[quote]borrek wrote:
I think these numbers are pretty outrageous, but companies are free to pay whatever they want to their CEOs. Realistically though, how exactly can these salaries be justified? Ostensibly, high salaries are meant to draw the best talents, but I don’t think any one person has this much worth to a single company, especially considering the performance of some of the companies on the list.[/quote]
So long as there is not a conflict of interest situation, and the directors really are aiming to make the best financial decision for the shareholders, and as is ordinarily the case the company is in fact paying with money it has legitimately acquired (not by force or fraud) you’re absolutely right, it is absolutely the decision of the company what to pay and entirely not any one else’s business.
Unfortunately, it is very common for there in fact to be conflict of interest situations and for the directors to have interests other than the best financial interest of the shareholders. E.g., the degree of favor they are in with the CEO has a lot to do with whether they hold their seats.
In such an instance, the shareholders are being defrauded. Not customers, but shareholders.
Another factor is the stupidity of offering bonuses that in fact are poor measures of whether decisions are good for the company or not.
Offer a CEO a bonus package where a given decision will earn him tens of millions in bonus money, and then even if his judgment is long-term it is a bad decision for the company, what do you think he is going to do?
But this is stupidity, albeit a quite rampant stupidity that is doing a lot of damage to a lot of companies.

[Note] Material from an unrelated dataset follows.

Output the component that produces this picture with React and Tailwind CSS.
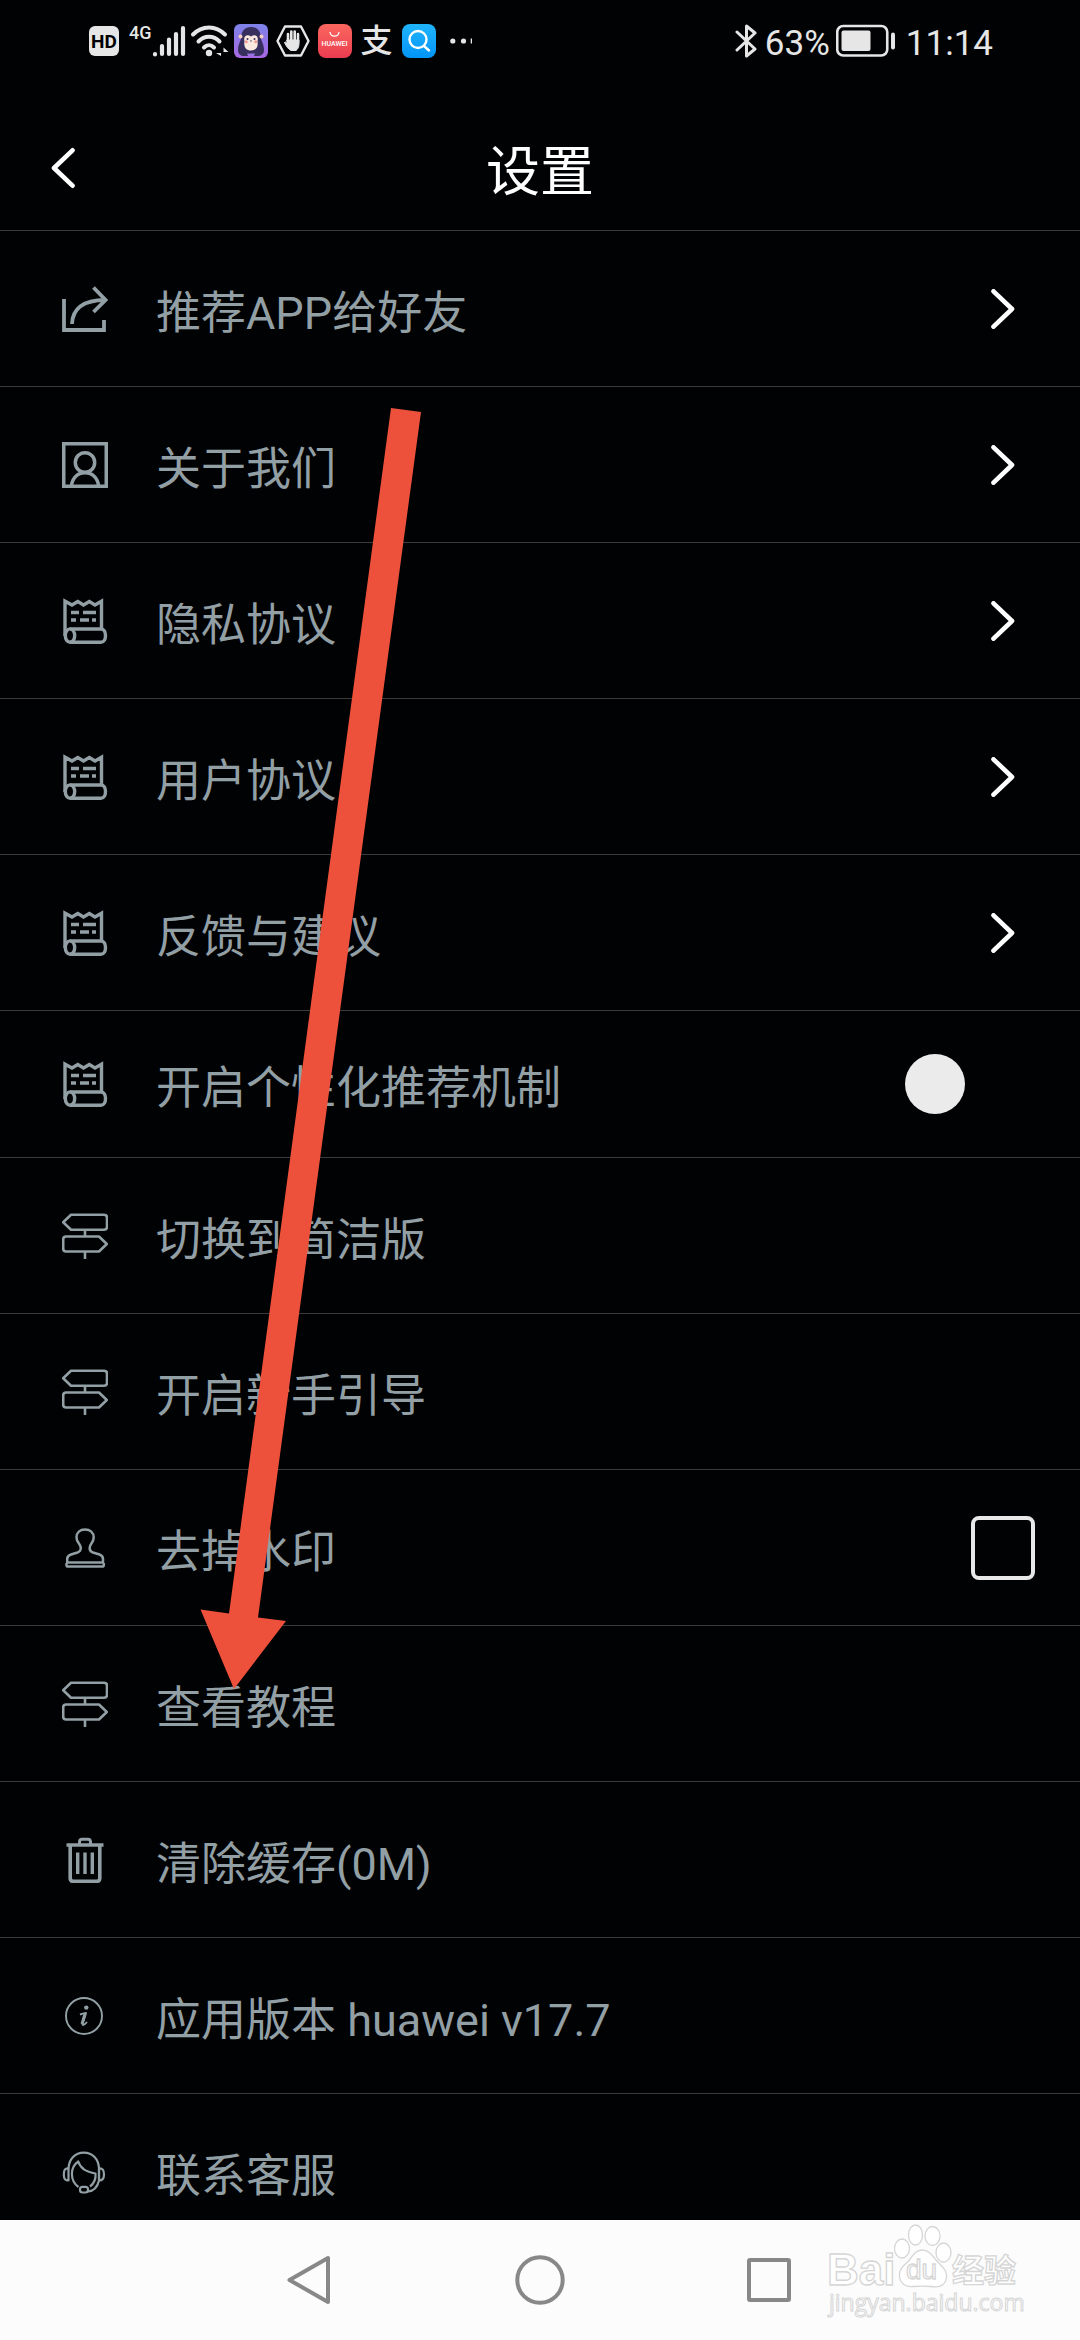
import React, { useState } from 'react';

const ShareIcon = () => (
    <svg className="size-[46px]" viewBox="0 0 46 46" fill="none" stroke="currentColor" strokeWidth={3.8}>
        <path d="M2 13V44H42V34" />
        <path d="M10 38C10.500 23 21 14 43 14" />
        <path d="M31.500 1.500L43.500 14L31.500 26" />
    </svg>
);

const UserIcon = () => (
    <svg className="size-[46px]" viewBox="0 0 46 46" fill="none" stroke="currentColor" strokeWidth={3.5}>
        <rect x="1.750" y="1.750" width="42.500" height="42.500" />
        <ellipse cx="23" cy="20.500" rx="9.700" ry="9.800" />
        <path d="M9.500 44C10 36 15.500 30.800 23 30.800S36 36 36.500 44" />
    </svg>
);

const ScrollIcon = () => (
    <svg className="size-[46px]" viewBox="0 0 46 46" fill="none" stroke="currentColor" strokeWidth={3.4}>
        <path d="M3 38V3.200L10 7L15.800 3.500L21.500 7L27.300 3.500L33 7L39.500 3.200V31" />
        <path d="M9 14.500H17M21 14.500H34M9 22H14M18 22H27M30 22H34" />
        <path d="M8 31H39C42 31 43.500 34 43.500 37.500S42 44.300 39 44.300H8" />
        <ellipse cx="8" cy="37.600" rx="4.700" ry="6.700" />
    </svg>
);

const SignpostIcon = () => (
    <svg className="size-[46px]" viewBox="0 0 46 46" fill="none" stroke="currentColor" strokeWidth={2.6} strokeLinejoin="round">
        <path d="M9 1.700H42C44 1.700 45 2.700 45 4.500V14C45 15.800 44 16.700 42 16.700H9L1.200 9.200Z" />
        <path d="M37 23.500H4C2 23.500 1.200 24.500 1.200 26.300V35.500C1.200 37.300 2 38.500 4 38.500H37L44.800 31Z" />
        <path d="M23 16.700V23.500M23 38.500V46" />
    </svg>
);

const StampIcon = () => (
    <svg className="size-[46px]" viewBox="0 0 46 46" fill="none" stroke="currentColor" strokeWidth={2.5}>
        <path d="M5.200 37.500V34C5.200 31.500 6.500 30.300 9 29.500L15.500 27.500C18.500 26.500 19 25 18.700 22.500C18.500 18.500 14.500 17.500 14.500 12.500C14.500 7.500 18 4.500 23 4.500S31.700 7.500 31.700 12.500C31.700 17.500 28 18.500 27.700 22.500C27.500 25 28 26.500 31 27.500L37.500 29.500C40 30.300 41 31.500 41 34V37.500Z" />
        <path d="M4.500 38V40C4.500 41 5.200 41.600 6.200 41.600H40C41 41.600 41.800 41 41.800 40V38" />
    </svg>
);

const TrashIcon = () => (
    <svg className="size-[46px]" viewBox="0 0 46 46" fill="none" stroke="currentColor" strokeWidth={3.6}>
        <path d="M4.500 8H41.500" />
        <path d="M17.500 7.500V5C17.500 3 18.500 2.200 20 2.200H26C27.500 2.200 28.500 3 28.500 5V7.500" strokeWidth={3} />
        <path d="M8.200 8V41C8.200 43.200 9.500 44.400 11.500 44.400H34.500C36.500 44.400 37.800 43.200 37.800 41V8" />
        <path d="M15.700 15.500V37M23 15.500V37M30.300 15.500V37" strokeWidth={3.4} />
    </svg>
);

const InfoIcon = () => (
    <svg className="size-[46px]" viewBox="0 0 46 46" fill="none" stroke="currentColor" strokeWidth={1.900}>
        <circle cx="22" cy="23" r="18" />
        <circle cx="24.300" cy="14.600" r="2.200" fill="currentColor" stroke="none" />
        <path d="M18 21.500C20 20.800 22 20.300 24 19.900L20.600 30.500C20 32.600 22 32.600 25 29" strokeLinejoin="round" />
        <path d="M23 21L20 31" strokeWidth={3} />
    </svg>
);

const SupportIcon = () => (
    <svg className="size-[46px]" viewBox="0 0 46 46" fill="none" stroke="currentColor" strokeWidth={2.2} strokeLinejoin="round">
        <path d="M6.500 19.500C7 10 13 3.700 21.800 3.700S36.600 10 37 19.500V31" />
        <path d="M6.500 19.500C3 19 1.800 21 1.800 25.500S3 31.500 6.500 31.500Z" />
        <path d="M37 19.500C40.500 19 42 21 42 25.500S40.500 31.500 37 31.500Z" />
        <path d="M16.500 38C8 32 7.500 18.500 16.300 12.500C18 18.500 24 23 33.500 24.500C34 30 32 34.500 28 37.500" />
        <path d="M37 31.500C35.500 38 31.500 42 26 42.500" />
        <rect x="18" y="37.800" width="8" height="5.700" rx="2.500" />
    </svg>
);

const Chevron = ({ back }) => (
    <svg
        className={back ? 'h-[42px] w-6 rotate-180' : 'h-10 w-6'}
        viewBox="0 0 24 40"
        fill="none"
        stroke="currentColor"
        strokeWidth={4.6}
        strokeLinecap="round"
        strokeLinejoin="round"
    >
        <path d="M2.500 2.300L21 20L2.500 37.700" />
    </svg>
);

const StatusBar = () => (
    <div className="flex h-[82px] shrink-0 items-center justify-between pl-[89px] pr-[87px] text-[#e6e6e6]">
        <div className="flex items-center">
            <span className="flex size-[30px] items-center justify-center rounded-md bg-[#e6e6e6] text-[19px] font-bold leading-none text-black">
                HD
            </span>
            <span className="ml-2.5 flex h-[34px] items-start text-[18px] font-medium leading-none">4G</span>
            <svg className="h-8 w-[34px]" viewBox="0 0 34 32" fill="none" stroke="currentColor" strokeWidth={4.2} strokeLinecap="round">
                <path d="M3 29V29.500M10 21V29M17 14.500V29M24 9V29M31 3V29" />
            </svg>
            <svg className="ml-1 h-8 w-10" viewBox="0 0 40 32" fill="none" stroke="currentColor" strokeWidth={4} strokeLinecap="round">
                <path d="M3 9.500C12 0 26 0 35 9.500M8.500 16.500C14.500 10.300 23.500 10.300 29.500 16.500M14 22.500C17 19.500 21 19.500 24 22.500" />
                <circle cx="19" cy="28" r="3.200" fill="currentColor" stroke="none" />
                <path d="M31 22.500V31L26 28H31ZM33.500 31V22.500L38.500 27H33.500Z" fill="currentColor" stroke="none" />
            </svg>
            <svg className="ml-1 size-[34px]" viewBox="0 0 34 34">
                <defs>
                    <linearGradient id="ape" x1="0" y1="0" x2="0" y2="1">
                        <stop offset="0" stopColor="#7c83ea" />
                        <stop offset="1" stopColor="#a867e2" />
                    </linearGradient>
                </defs>
                <rect width="34" height="34" rx="6" fill="url(#ape)" />
                <path d="M17 3C11 3 7.500 7 7.500 12C7.500 16 4 20 4 26C4 30 7 32 10 32H24C27 32 30 30 30 26C30 20 26.500 16 26.500 12C26.500 7 23 3 17 3Z" fill="#37305f" />
                <circle cx="6.500" cy="12.500" r="2" fill="#f3cdbd" />
                <circle cx="27.500" cy="12.500" r="2" fill="#f3cdbd" />
                <path d="M17 12.500C13 9.500 9 12.500 10.500 17C9.500 23 12 26.500 17 26.500S24.500 23 23.500 17C25 12.500 21 9.500 17 12.500Z" fill="#fbe9df" />
                <circle cx="13.500" cy="15" r="1" fill="#37305f" />
                <circle cx="20.500" cy="15" r="1" fill="#37305f" />
                <circle cx="12.300" cy="17.800" r="1.500" fill="#f39a91" />
                <circle cx="21.700" cy="17.800" r="1.500" fill="#f39a91" />
                <path d="M16 16.500H18L17 18Z" fill="#37305f" />
                <path d="M13 29.500H21L20 32H14Z" fill="#9a70e3" />
            </svg>
            <svg className="ml-2 size-[34px]" viewBox="0 0 34 34" fill="none" stroke="currentColor" strokeLinejoin="round" strokeLinecap="round">
                <path d="M9 2.500H25L32.500 17L25 31.500H9L1.500 17Z" strokeWidth={2.4} />
                <path d="M12 18V10M15.300 17V7.500M18.700 17V7.500M22 18V10" strokeWidth={2.6} />
                <path d="M11 16H23V20C23 23 21.500 25.500 20 26.500H15C12.500 25.500 10 22 8.500 18.500C9.500 17.500 10.500 18.500 11.500 20Z" fill="currentColor" strokeWidth={1} />
            </svg>
            <span className="ml-2 flex size-[34px] flex-col items-center justify-end gap-1 rounded-lg bg-linear-to-b from-[#fa665f] to-[#ea3b50] pb-2.5 text-white">
                <svg className="h-[5px] w-[11px]" viewBox="0 0 11 5" fill="none" stroke="currentColor" strokeWidth={1.200}>
                    <path d="M1 0C1.500 5.500 9.500 5.500 10 0" />
                </svg>
                <span className="text-[7px] font-medium leading-none">HUAWEI</span>
            </span>
            <span className="ml-2 w-[34px] text-center text-[32px] font-medium leading-none">支</span>
            <span className="ml-2 flex size-[34px] items-center justify-center rounded-lg bg-linear-to-b from-[#20b4fb] to-[#0295f8] text-white">
                <svg className="size-6" viewBox="0 0 24 24" fill="none" stroke="currentColor" strokeWidth={2.4} strokeLinecap="round">
                    <circle cx="11" cy="10.500" r="8.500" />
                    <path d="M17 17L22 21.500" />
                </svg>
            </span>
            <svg className="ml-3.5 h-2 w-6" viewBox="0 0 24 8" fill="currentColor">
                <circle cx="2.800" cy="4" r="2.600" />
                <circle cx="13.500" cy="4" r="2.600" />
                <path d="M22 1.600H20.700V6.400H22Z" />
            </svg>
        </div>
        <div className="flex items-center text-[35px] leading-none">
            <svg className="h-[34px] w-[22px]" viewBox="0 0 22 34" fill="none" stroke="currentColor" strokeWidth={3} strokeLinejoin="round" strokeLinecap="round">
                <path d="M2 8L20 25L11.500 32V2L20 9L2 26" />
            </svg>
            <span className="ml-2 pt-1">63%</span>
            <svg className="ml-1.5 h-[34px] w-[60px]" viewBox="0 0 60 34">
                <rect x="1.250" y="2" width="50" height="29.500" rx="6" fill="none" stroke="currentColor" strokeWidth={2.600} />
                <rect x="5.500" y="6.500" width="29" height="20.500" rx="2" fill="currentColor" />
                <rect x="55" y="8.500" width="4" height="17" rx="2" fill="currentColor" />
            </svg>
            <span className="ml-2.5 pt-1">11:14</span>
        </div>
    </div>
);

const items = [
    { icon: ShareIcon, label: '推荐APP给好友', type: 'link' },
    { icon: UserIcon, label: '关于我们', type: 'link' },
    { icon: ScrollIcon, label: '隐私协议', type: 'link' },
    { icon: ScrollIcon, label: '用户协议', type: 'link' },
    { icon: ScrollIcon, label: '反馈与建议', type: 'link' },
    { icon: ScrollIcon, label: '开启个性化推荐机制', type: 'switch' },
    { icon: SignpostIcon, label: '切换到简洁版', type: 'action' },
    { icon: SignpostIcon, label: '开启新手引导', type: 'action' },
    { icon: StampIcon, label: '去掉水印', type: 'checkbox' },
    { icon: SignpostIcon, label: '查看教程', type: 'action' },
    { icon: TrashIcon, label: '清除缓存(0M)', type: 'action' },
    { icon: InfoIcon, label: '应用版本 huawei v17.7', type: 'action' },
    { icon: SupportIcon, label: '联系客服', type: 'action' }
];

const rowBase = 'flex w-full items-center gap-12 pl-[62px] pr-[45px] text-left';

const SettingRow = ({ item }) => {
    const [checked, setChecked] = useState(false);
    const Icon = item.icon;
    const content = (
        <>
            <Icon />
            <span className="flex-1 pt-2.5 text-[45px] leading-[60px]">{item.label}</span>
        </>
    );

    if (item.type === 'switch') {
        return (
            <label className={`${rowBase} h-[146px]`}>
                {content}
                <input
                    type="checkbox"
                    role="switch"
                    checked={checked}
                    onChange={(e) => setChecked(e.target.checked)}
                    className="h-[60px] w-[130px] appearance-none rounded-full before:block before:size-[60px] before:rounded-full before:bg-[#ebebeb] checked:before:ml-[70px]"
                />
            </label>
        );
    }

    if (item.type === 'checkbox') {
        return (
            <label className={`${rowBase} h-[155px]`}>
                {content}
                <input
                    type="checkbox"
                    checked={checked}
                    onChange={(e) => setChecked(e.target.checked)}
                    className="size-16 appearance-none rounded-lg border-4 border-[#e8e8e8] checked:bg-[#e8e8e8]"
                />
            </label>
        );
    }

    if (item.type === 'link') {
        return (
            <a href="#" className={`${rowBase} h-[155px]`}>
                {content}
                <span className="flex w-16 justify-center text-white">
                    <Chevron />
                </span>
            </a>
        );
    }

    return (
        <button type="button" className={`${rowBase} h-[155px]`}>
            {content}
        </button>
    );
};

const Watermark = () => (
    <svg className="pointer-events-none absolute right-[45px] bottom-[18px] h-[100px] w-[210px]" viewBox="0 0 210 100" fill="#fff" stroke="#d6d6d6" strokeWidth={1.300}>
        <text x="2" y="63" fontSize="44" fontWeight="700" fontFamily="Liberation Sans, Arial, sans-serif">Bai</text>
        <ellipse cx="77" cy="26.500" rx="7.500" ry="9.500" />
        <ellipse cx="90.500" cy="13" rx="7" ry="10" />
        <ellipse cx="107.500" cy="14" rx="7.500" ry="9.500" />
        <ellipse cx="118.500" cy="30.500" rx="7.500" ry="9.500" />
        <path d="M97 28C91 28 88 33 84.500 38C80 43 74 46 74.500 54C75 62 81 65 88 64.500C94 64 100 64 106 64.500C114 66 121 63 121.500 55C122 47 116 44 111 38C107.500 34 104 28 97 28Z" />
        <text x="81" y="57" fontSize="28" fontFamily="Liberation Sans, Arial, sans-serif">du</text>
        <text x="127" y="60" fontSize="32" fontWeight="700" fontFamily="Noto Sans CJK SC, sans-serif">经验</text>
        <text x="4" y="89" fontSize="23" fontFamily="Open Sans, Noto Sans, sans-serif" strokeWidth={1}>jingyan.baidu.com</text>
    </svg>
);

const NavBar = () => (
    <nav className="relative flex h-[120px] shrink-0 items-center justify-center gap-[180px] bg-[#fcfcfc] text-[#888]">
        <button type="button" aria-label="Back">
            <svg className="size-[50px]" viewBox="0 0 50 50" fill="none" stroke="currentColor" strokeWidth={4} strokeLinejoin="round">
                <path d="M43 3V47L4.500 25Z" />
            </svg>
        </button>
        <button type="button" aria-label="Home">
            <svg className="size-[50px]" viewBox="0 0 50 50" fill="none" stroke="currentColor" strokeWidth={4}>
                <circle cx="25" cy="25" r="22.700" />
            </svg>
        </button>
        <button type="button" aria-label="Recent">
            <svg className="size-[50px]" viewBox="0 0 50 50" fill="none" stroke="currentColor" strokeWidth={4} strokeLinejoin="round">
                <rect x="4" y="5" width="40" height="40" rx="1" />
            </svg>
        </button>
        <Watermark />
    </nav>
);

const App = () => {
    return (
        <div className="relative flex h-screen flex-col overflow-hidden bg-[#010203] font-[Roboto,'Noto_Sans_CJK_SC',sans-serif] text-[#929fa5]">
            <StatusBar />
            <header className="flex h-[149px] shrink-0 items-center border-b border-[#3b3b3d] px-[51px] pt-6 text-white">
                <button type="button" aria-label="返回">
                    <Chevron back />
                </button>
                <h1 className="flex-1 pr-6 pt-2.5 text-center text-[54px] leading-[72px]">设置</h1>
            </header>
            <ul className="min-h-0 flex-1 overflow-hidden">
                {items.map((item) => (
                    <li key={item.label} className="border-b border-[#3b3b3d]">
                        <SettingRow item={item} />
                    </li>
                ))}
            </ul>
            <NavBar />
            <svg className="pointer-events-none absolute left-[200px] top-[407px] h-[1283px] w-[222px]" viewBox="0 0 222 1283">
                <path d="M191 1L221 5L58 1210.500L86 1214L34 1282L0.500 1202.500L29 1206.500Z" fill="#ee513b" />
            </svg>
        </div>
    );
};

export default App;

It is not a crime.
As personal opinion, if a person can’t be trusted to do his best job for a straight salary in the million-plus range (let alone $10M-plus range) and supposedly needs performance bonuses to do his best, there’s a character problem in the first place and another person should be found.
As for why the executives you’ve named received high pay despite poor actual outcome, you will probably find that in many of these cases, there was a stupid decision to award huge bonuses on given paramaters that in fact were met.
Yes, I think companies would do better to have no conflict of interest situations in deciding what to pay CEO’s, and would do better to get rid of these stupid huge payments based on things that may not reflect achieving the company’s best interest.
As to whether it can be worth it to spend tens of millions per year on a single individual: absolutely. In these situations one person’s decisions, if in that position, may result in a company losing a billion dollars per year, versus another person’s decisions resulting in their making several billion per year. What, it would be worth cheaping out and not paying Jack Welch (for example) the pay he got so as to instead get someone under whom the company won’t make nearly the money or will lose vast sums?
Nope. GE shareholders got their money’s worth with Jack Welch, as one example.